The most prevalent human diseases in industrialized countries include obesity, type 2 diabetes, cancer, neurodegenerative, and cardiovascular diseases. A common feature of these ailments is dysregulation of cellular energy metabolism. Mitochondria generate 90% of cellular ATP via oxidative phosphorylation and are central to intermediary metabolism, ROS generation, and apoptosis. However, there is a lack of rapid and sensitive assays to measure metabolism in vitro, especially for drug discovery.
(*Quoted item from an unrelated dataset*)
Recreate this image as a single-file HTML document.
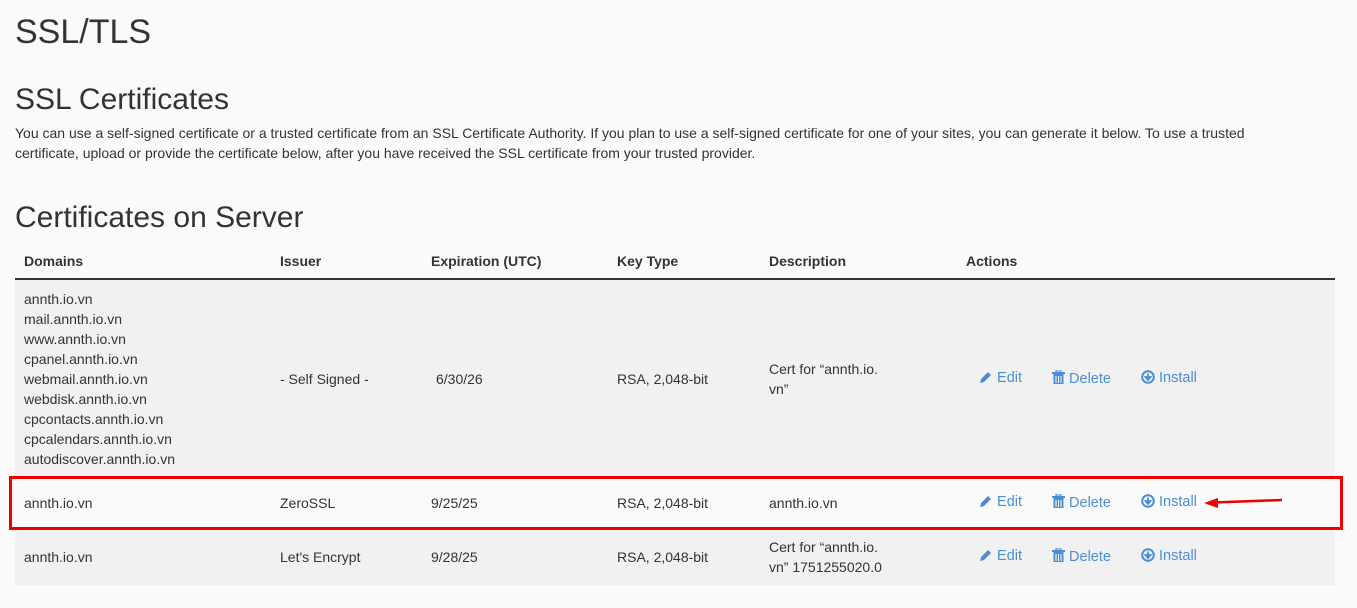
<!DOCTYPE html>
<html><head><meta charset="utf-8"><style>
body{margin:0;width:1357px;height:608px;background:#fafafa;font-family:"Liberation Sans",sans-serif;color:#333;position:relative;overflow:hidden}
.a{position:absolute;white-space:nowrap}
h1{position:absolute;margin:0;font-weight:300;font-size:34px;left:15px;top:13px;color:#333}
h2{position:absolute;margin:0;font-weight:400;font-size:30px;left:15px;color:#333}
p{position:absolute;margin:0;left:15px;top:123px;width:1295px;font-size:14px;line-height:20px}
.th{font-weight:bold;font-size:14px;top:253px}
.row{position:absolute;left:15px;width:1320px}
.t{font-size:14px;line-height:20px}
.lk{color:#4a8fd4;font-size:14.5px}
svg{vertical-align:-2px}
</style></head><body>
<h1>SSL/TLS</h1>
<h2 style="top:83px">SSL Certificates</h2>
<p>You can use a self-signed certificate or a trusted certificate from an SSL Certificate Authority. If you plan to use a self-signed certificate for one of your sites, you can generate it below. To use a trusted certificate, upload or provide the certificate below, after you have received the SSL certificate from your trusted provider.</p>
<h2 style="top:201px">Certificates on Server</h2>
<div class="a th" style="left:24px">Domains</div>
<div class="a th" style="left:280px">Issuer</div>
<div class="a th" style="left:431px">Expiration (UTC)</div>
<div class="a th" style="left:617px">Key Type</div>
<div class="a th" style="left:769px">Description</div>
<div class="a th" style="left:966px">Actions</div>
<div class="row" style="top:278px;height:2px;background:#333"></div>
<div class="row" style="top:280px;height:196px;background:#f1f1f1"></div>
<div class="row" style="top:530px;height:55px;background:#f1f1f1"></div>

<div class="a t" style="left:24px;top:289px">annth.io.vn<br>mail.annth.io.vn<br>www.annth.io.vn<br>cpanel.annth.io.vn<br>webmail.annth.io.vn<br>webdisk.annth.io.vn<br>cpcontacts.annth.io.vn<br>cpcalendars.annth.io.vn<br>autodiscover.annth.io.vn</div>
<div class="a t" style="left:280px;top:369px">- Self Signed -</div>
<div class="a t" style="left:436px;top:369px">6/30/26</div>
<div class="a t" style="left:617px;top:369px">RSA, 2,048-bit</div>
<div class="a t" style="left:769px;top:359px">Cert for “annth.io.<br>vn”</div>

<div class="a t" style="left:24px;top:493px">annth.io.vn</div>
<div class="a t" style="left:280px;top:493px">ZeroSSL</div>
<div class="a t" style="left:431px;top:493px">9/25/25</div>
<div class="a t" style="left:617px;top:493px">RSA, 2,048-bit</div>
<div class="a t" style="left:769px;top:493px">annth.io.vn</div>

<div class="a t" style="left:24px;top:547px">annth.io.vn</div>
<div class="a t" style="left:280px;top:547px">Let's Encrypt</div>
<div class="a t" style="left:431px;top:547px">9/28/25</div>
<div class="a t" style="left:617px;top:547px">RSA, 2,048-bit</div>
<div class="a t" style="left:769px;top:537px">Cert for “annth.io.<br>vn” 1751255020.0</div>

<div id="acts"></div>
<script>
var ys=[370,494,548],h='';
var pen='<svg width="14" height="14" viewBox="0 0 14 14"><path d="M1 13l1-4 7-7 3 3-7 7z M10 1l3 3" fill="#4a8fd4"/></svg>';
var tr='<svg width="13" height="15" viewBox="0 0 13 15"><rect x="0" y="2" width="13" height="2" fill="#4a8fd4"/><rect x="4" y="0" width="5" height="2" fill="none" stroke="#4a8fd4"/><path d="M1.5 4h10v10h-10z" fill="#4a8fd4"/><path d="M4 6v7M6.5 6v7M9 6v7" stroke="#fff" stroke-width="1"/></svg>';
var dl='<svg width="14" height="14" viewBox="0 0 14 14"><circle cx="7" cy="7" r="5.8" fill="none" stroke="#4a8fd4" stroke-width="2"/><path d="M7 3.5v5M4.5 7l2.5 3 2.5-3z" stroke="#4a8fd4" stroke-width="1.8" fill="#4a8fd4"/></svg>';
ys.forEach(function(y){
h+='<div class="a lk" style="left:979px;top:'+y+'px">'+pen+' Edit</div>';
h+='<div class="a lk" style="left:1052px;top:'+y+'px">'+tr+' Delete</div>';
h+='<div class="a lk" style="left:1141px;top:'+y+'px">'+dl+' Install</div>';
});
document.getElementById('acts').innerHTML=h;
</script>
<div class="a" style="left:9px;top:476px;width:1328px;height:48px;border:3px solid #e00"></div>
<svg class="a" style="left:1200px;top:494px" width="86" height="16"><path d="M14 8.5L82 6" stroke="#e00" stroke-width="2.5"/><path d="M4 9l14-5v10z" fill="#e00"/></svg>
</body></html>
To address this, Seahorse Bioscience (www.seahorsebio.com) introduced the XF24 Extracellular Flux Analyzer. This instrument noninvasively quantifies physiological changes in cellular energetics by measuring the two major energy yielding pathways—mitochondrial respiration and glycolysis—in a microplate format. With the analyzer, compounds affecting mitochondrial function and Fatty Acid Oxidation (FAO) can be detected and their EC50 values and kinetics determined.
Extracellular Flux (XF) assays provide comparable performance to biochemical and radioactive methods without the preparation and use of complicated labels or radioactive materials. The XF24 can also be used to detect physiological signaling of receptors, such as GPCRs, ion channels, and receptor tyrosine kinases.
The Seahorse XF24 measures the rate of change of oxygen (Oxygen Consumption Rate, OCR) and proton concentrations (Extracellular Acidification Rate, ECAR) in the media immediately surrounding living cells in a 24-well microplate (Figure 1A). Therefore, a measurement of the analyte fluxes in the media can be used to determine rates of cellular metabolism. Because XF measurements are non-destructive, cells can be profiled over a period of minutes, hours, or days.
The XF24 can simultaneously determine both the oxidative and glycolytic components of cellular bioenergetics in response to metabolic pathway inhibitors (Figure 1B). Untreated A549 cells show a normal basal level of oxidative and glycolytic metabolism. When exposed for 10 minutes to 100 mM of the glycolysis inhibitor 2-deoxyglucose, the cells shift to an almost exclusive oxidative metabolism. Conversely, when incubated for 30 minutes in 1µM of the Complex I inhibitor, rotenone, the cells shift to glycolytic energy production. Lastly, incubation with both 2-DG and rotenone results in a precipitous drop in activity for both energy yielding pathways.